Subsequently, the application of manure has become a conventional practice, and the environmental impact of pig manure application has been previously studied [37,51,52]. In the present study, we found that the total As concentration was not increased compared to the control, but the available concentration of As was increased by increasing the manure input. However, its concentration did not cross the highest allowable level of As (>20 mg kg⁻¹) for agricultural soil (Table 1). Tang et al. [11] reported that no significant changes were observed after long-term pig manure application. Higher available As under NPK70%M treatment was due to the high soil pH, which induces the negative charges of the surface which can increase As desorption into the soil solution [7]. Moreover, an increase in the available concentration of As in soil was also associated with SOM, and long-term manure application acted as a storage for As in soil. In addition, during the decomposition of SOM, soil As was reintroduced into the soil solution [53]. Grain As concentration did not show significant changes among NPK, NPK30%M, NPK50%M and NPK70%M treatments (Figure 1b). However, compared to the control (CK) treatment, grain As concentration significantly increased under the fertilizer application, and grain As concentration crossed the allowable critical levels of As (<0.1 mg kg⁻¹), which can pose a serious risk to public health (Figure 1b). The addition of manure with NPK significantly decreased the bioaccumulation coefficient of As in comparison to the control and sole NPK (Figure 3).
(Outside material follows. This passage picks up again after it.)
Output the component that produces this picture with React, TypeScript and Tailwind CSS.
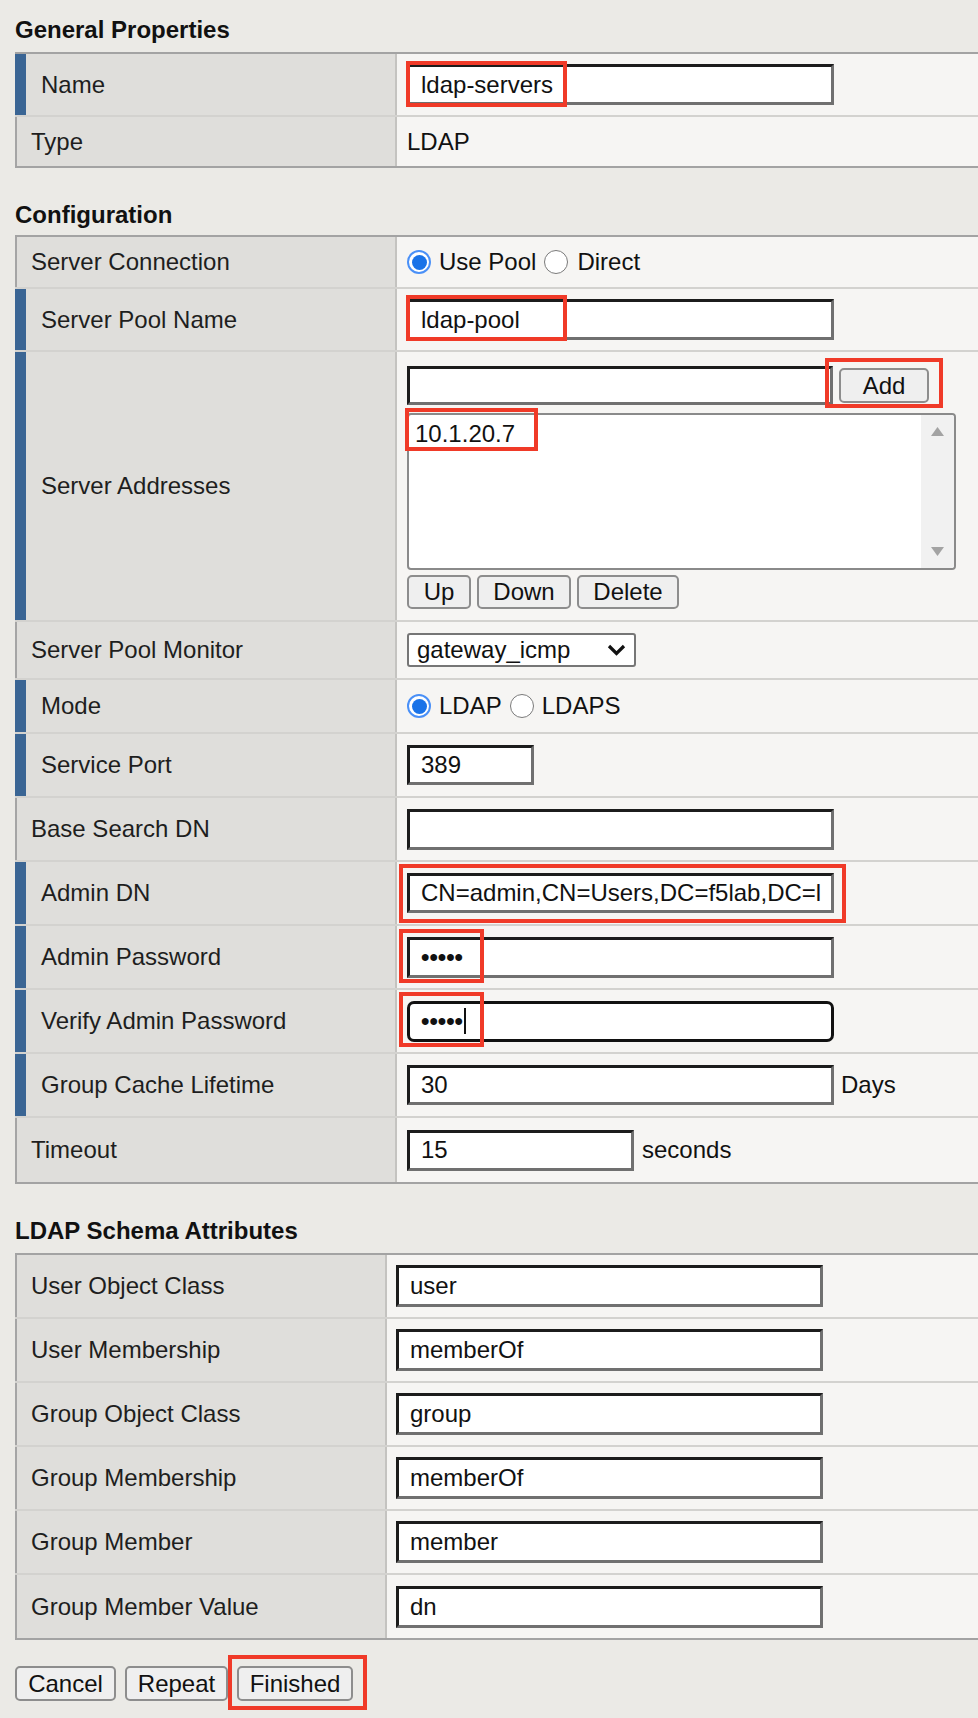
import React from "react";

function Red({ cls }: { cls: string }) {
  return <span className={`pointer-events-none absolute border-[4px] border-[#f03a28] ${cls}`} />;
}

function Box({
  w,
  h = "h-[41px]",
  focus = false,
  children,
  red,
}: {
  w: string;
  h?: string;
  focus?: boolean;
  children?: React.ReactNode;
  red?: React.ReactNode;
}) {
  return (
    <div className={`relative shrink-0 ${w} ${h}`}>
      <div
        className={`flex h-full w-full items-center overflow-hidden whitespace-nowrap bg-white pl-[11px] text-[24px] text-[#111] ${
          focus
            ? "rounded-[7px] border-[3px] border-[#111]"
            : "border-[3px] border-t-[#1c1c1c] border-l-[#1c1c1c] border-r-[#707070] border-b-[#707070]"
        }`}
      >
        {children}
      </div>
      {red}
    </div>
  );
}

function Row({
  label,
  bar = false,
  h,
  last = false,
  lw = "w-[382px]",
  vcls = "items-center pl-[10px]",
  children,
}: {
  label: string;
  bar?: boolean;
  h: string;
  last?: boolean;
  lw?: string;
  vcls?: string;
  children?: React.ReactNode;
}) {
  return (
    <div className={`flex ${h} ${last ? "" : "border-b-2 border-[#d3d2cf]"}`}>
      <div
        className={`flex shrink-0 items-center ${lw} border-r-2 border-r-[#c4c3c0] bg-[#dfdedb] text-[24px] text-[#1e1e1e] ${
          bar ? "border-l-[11px] border-l-[#3a6594] pl-[15px]" : "border-l-2 border-l-[#a5a5a5] pl-[14px]"
        }`}
      >
        {label}
      </div>
      <div className={`flex flex-1 bg-[#f6f5f3] text-[24px] text-[#111] ${vcls}`}>{children}</div>
    </div>
  );
}

function Radio({ on }: { on: boolean }) {
  return on ? (
    <span className="flex h-[24px] w-[24px] shrink-0 items-center justify-center rounded-full border-2 border-[#4a90f7] bg-white">
      <span className="block h-[15px] w-[15px] rounded-full bg-[#1a73e8]" />
    </span>
  ) : (
    <span className="block h-[24px] w-[24px] shrink-0 rounded-full border-[1.5px] border-[#7a7a7a] bg-white" />
  );
}

function Btn({ w, h = "h-[34px]", children, red }: { w: string; h?: string; children: React.ReactNode; red?: React.ReactNode }) {
  return (
    <div className={`relative shrink-0 ${w} ${h}`}>
      <div className="flex h-full w-full items-center justify-center rounded-[5px] border-2 border-[#8d8d8d] bg-[#efefef] text-[24px] text-[#111]">
        {children}
      </div>
      {red}
    </div>
  );
}

function Heading({ children, cls }: { children: React.ReactNode; cls: string }) {
  return <div className={`text-[24px] font-bold leading-[27px] text-[#111] ${cls}`}>{children}</div>;
}

export default function App() {
  return (
    <div className="min-h-screen w-[978px] overflow-hidden bg-[#ebeae6] pl-[15px] pt-[16px] font-['Liberation_Sans',Arial,sans-serif]">
      <Heading cls="mb-[9px]">General Properties</Heading>
      <div className="border-t-2 border-b-2 border-[#a3a3a3]">
        <Row label="Name" bar h="h-[63px]">
          <Box w="w-[427px]" red={<Red cls="-left-[1px] -top-[3px] h-[46px] w-[161px]" />}>
            ldap-servers
          </Box>
        </Row>
        <Row label="Type" h="h-[49px]" last>
          LDAP
        </Row>
      </div>

      <Heading cls="mt-[33px] mb-[7px]">Configuration</Heading>
      <div className="border-t-2 border-b-2 border-[#a3a3a3]">
        <Row label="Server Connection" h="h-[52px]">
          <div className="flex items-center">
            <Radio on />
            <span className="ml-[8px]">Use Pool</span>
            <span className="ml-[8px]">
              <Radio on={false} />
            </span>
            <span className="ml-[9px]">Direct</span>
          </div>
        </Row>
        <Row label="Server Pool Name" bar h="h-[63px]">
          <Box w="w-[427px]" red={<Red cls="-left-[1px] -top-[4px] h-[46px] w-[161px]" />}>
            ldap-pool
          </Box>
        </Row>
        <Row label="Server Addresses" bar h="h-[270px]" vcls="flex-col items-start pl-[10px] pt-[14px]">
          <div className="flex items-center">
            <Box w="w-[426px]" h="h-[39px]" />
            <div className="ml-[6px]">
              <Btn w="w-[90px]" h="h-[35px]" red={<Red cls="-left-[14px] -top-[10px] h-[50px] w-[118px]" />}>
                Add
              </Btn>
            </div>
          </div>
          <div className="relative mt-[8px] flex h-[157px] w-[549px] rounded-[4px] border-2 border-[#8a8a8a] bg-white">
            <div className="flex-1 pl-[6px] pt-[1px] text-[24px] text-[#111]">10.1.20.7</div>
            <div className="flex w-[33px] flex-col items-center justify-between rounded-r-[3px] bg-[#f1f1f1] py-[12px]">
              <svg width="13" height="9" viewBox="0 0 13 9">
                <polygon points="6.5,0 13,9 0,9" fill="#a3a3a3" />
              </svg>
              <svg width="13" height="9" viewBox="0 0 13 9">
                <polygon points="0,0 13,0 6.5,9" fill="#a3a3a3" />
              </svg>
            </div>
            <Red cls="-left-[4px] -top-[7px] h-[43px] w-[133px]" />
          </div>
          <div className="mt-[5px] flex gap-[6px]">
            <Btn w="w-[64px]">Up</Btn>
            <Btn w="w-[94px]">Down</Btn>
            <Btn w="w-[102px]">Delete</Btn>
          </div>
        </Row>
        <Row label="Server Pool Monitor" h="h-[58px]">
          <div className="flex h-[34px] w-[229px] items-center justify-between rounded-[3px] border-2 border-[#767676] bg-white pl-[8px] pr-[8px]">
            <span>gateway_icmp</span>
            <svg width="19" height="12" viewBox="0 0 19 12">
              <polyline points="2,2 9.5,9.5 17,2" fill="none" stroke="#111" strokeWidth="3.2" />
            </svg>
          </div>
        </Row>
        <Row label="Mode" bar h="h-[54px]">
          <div className="flex items-center">
            <Radio on />
            <span className="ml-[8px]">LDAP</span>
            <span className="ml-[8px]">
              <Radio on={false} />
            </span>
            <span className="ml-[8px]">LDAPS</span>
          </div>
        </Row>
        <Row label="Service Port" bar h="h-[64px]">
          <Box w="w-[127px]" h="h-[40px]">389</Box>
        </Row>
        <Row label="Base Search DN" h="h-[64px]">
          <Box w="w-[427px]" />
        </Row>
        <Row label="Admin DN" bar h="h-[64px]">
          <Box w="w-[427px]" h="h-[40px]" red={<Red cls="-left-[8px] -top-[9px] h-[59px] w-[447px]" />}>
            CN=admin,CN=Users,DC=f5lab,DC=l
          </Box>
        </Row>
        <Row label="Admin Password" bar h="h-[64px]">
          <Box w="w-[427px]" red={<Red cls="-left-[8px] -top-[8px] h-[54px] w-[85px]" />}>
            <span className="font-bold">•••••</span>
          </Box>
        </Row>
        <Row label="Verify Admin Password" bar h="h-[64px]">
          <Box w="w-[427px]" focus red={<Red cls="-left-[8px] -top-[9px] h-[55px] w-[85px]" />}>
            <span className="font-bold">•••••</span>
            <span className="ml-[1px] block h-[26px] w-[2px] bg-[#111]" />
          </Box>
        </Row>
        <Row label="Group Cache Lifetime" bar h="h-[64px]">
          <Box w="w-[427px]" h="h-[40px]">30</Box>
          <span className="ml-[7px]">Days</span>
        </Row>
        <Row label="Timeout" h="h-[64px]" last>
          <Box w="w-[227px]">15</Box>
          <span className="ml-[8px]">seconds</span>
        </Row>
      </div>

      <Heading cls="mt-[33px] mb-[9px]">LDAP Schema Attributes</Heading>
      <div className="border-t-2 border-b-2 border-[#a3a3a3]">
        {[
          ["User Object Class", "user"],
          ["User Membership", "memberOf"],
          ["Group Object Class", "group"],
          ["Group Membership", "memberOf"],
          ["Group Member", "member"],
          ["Group Member Value", "dn"],
        ].map(([l, v], i) => (
          <Row key={l} label={l} lw="w-[372px]" vcls="items-center pl-[9px]" h={i === 5 ? "h-[63px]" : "h-[64px]"} last={i === 5}>
            <Box w="w-[427px]" h="h-[42px]">{v}</Box>
          </Row>
        ))}
      </div>

      <div className="mt-[26px] flex gap-[9px] pb-[17px]">
        <Btn w="w-[101px]" h="h-[35px]">Cancel</Btn>
        <Btn w="w-[103px]" h="h-[35px]">Repeat</Btn>
        <Btn w="w-[116px]" h="h-[35px]" red={<Red cls="-left-[9px] -top-[11px] h-[55px] w-[139px]" />}>
          Finished
        </Btn>
      </div>
    </div>
  );
}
The lower BAC value by manure application might be associated with high SOC and pH because different species of As can make complexation with SOC under the high rate of manure input [7,11].
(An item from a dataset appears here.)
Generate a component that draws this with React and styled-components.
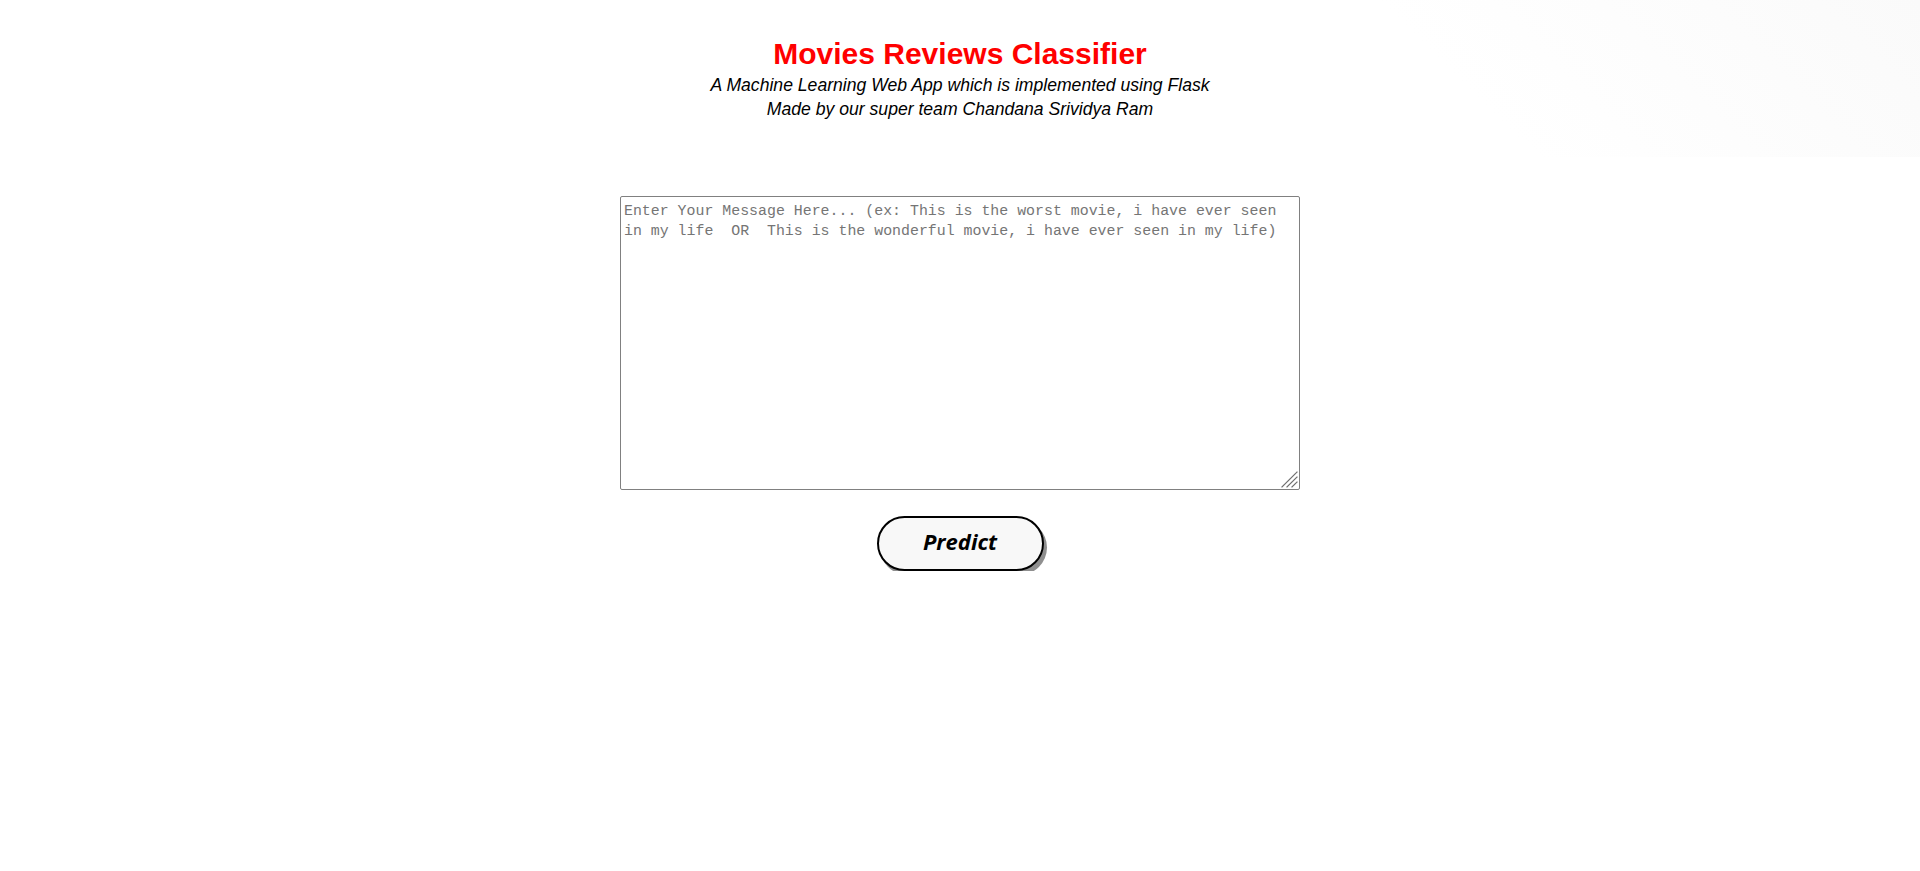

SOC, TN and TP content were positively correlated with available As concentration in the soil (Figure 4). Soil organic matter shows high affinity with As in soil [54]. In paddy soil, the adsorption of dissolved organic carbon on to hydroxides of iron via legend exchange significantly completes with As(III) and As(V) for active adsorption sites; therefore, dissolved organic carbon in soil can increase the As availability in paddy soil [55]. The positive relationships of TN and TP were associated with higher soil TN and TP content under manure application. In soil, inorganic P is mostly stable which is adsorbed on minerals in the soil, and a very small fraction of inorganic P exists in its ionic form; therefore, P only replaces the small proportion of As adsorbed on the mineral, unless soil is supplied with direct P application [56]. It has been observed that P and As compete with each other for binding sites which results in the release of soil-absorbed As(V) [57]. In the current study, the PLS test results show that the soil pH and SOC were the highly affecting factors on BAC under long-term fertilization, which explained the 75% and 17.6% variations, respectively (Figure 5). In paddy soil, high pH increases the desorption of As in solution and increases the availability of As for plant uptake [7], while pig manure mainly affects the bioaccumulation of As in paddy soil by changing the soil pH, SOC and nutrient content. Therefore, As concentration in manure should be monitored to reduce the bioaccumulation of As in rice grain while applying the manure to rice fields for high crop yield and food security.

5. Conclusions

In this study, we concluded that combined manure plus inorganic fertilization significantly improved the crop yield and soil nutrient availability. As in soil and rice grains was significantly correlated with soil properties, and soil pH was one of the most influencing factors on BAC, which explained 75.4% of total variations. Moreover, increasing the rate of pig manure in combination with inorganic fertilization also increased the plant-available As concentration in soil. However, the grain As concentration was significantly decreased by maximizing the rate of manure addition. Therefore, for sustainable and high crop production, it is necessary to monitor the concentration of As in manure so that it can assist in minimizing the transformation of As in the soil–plant system.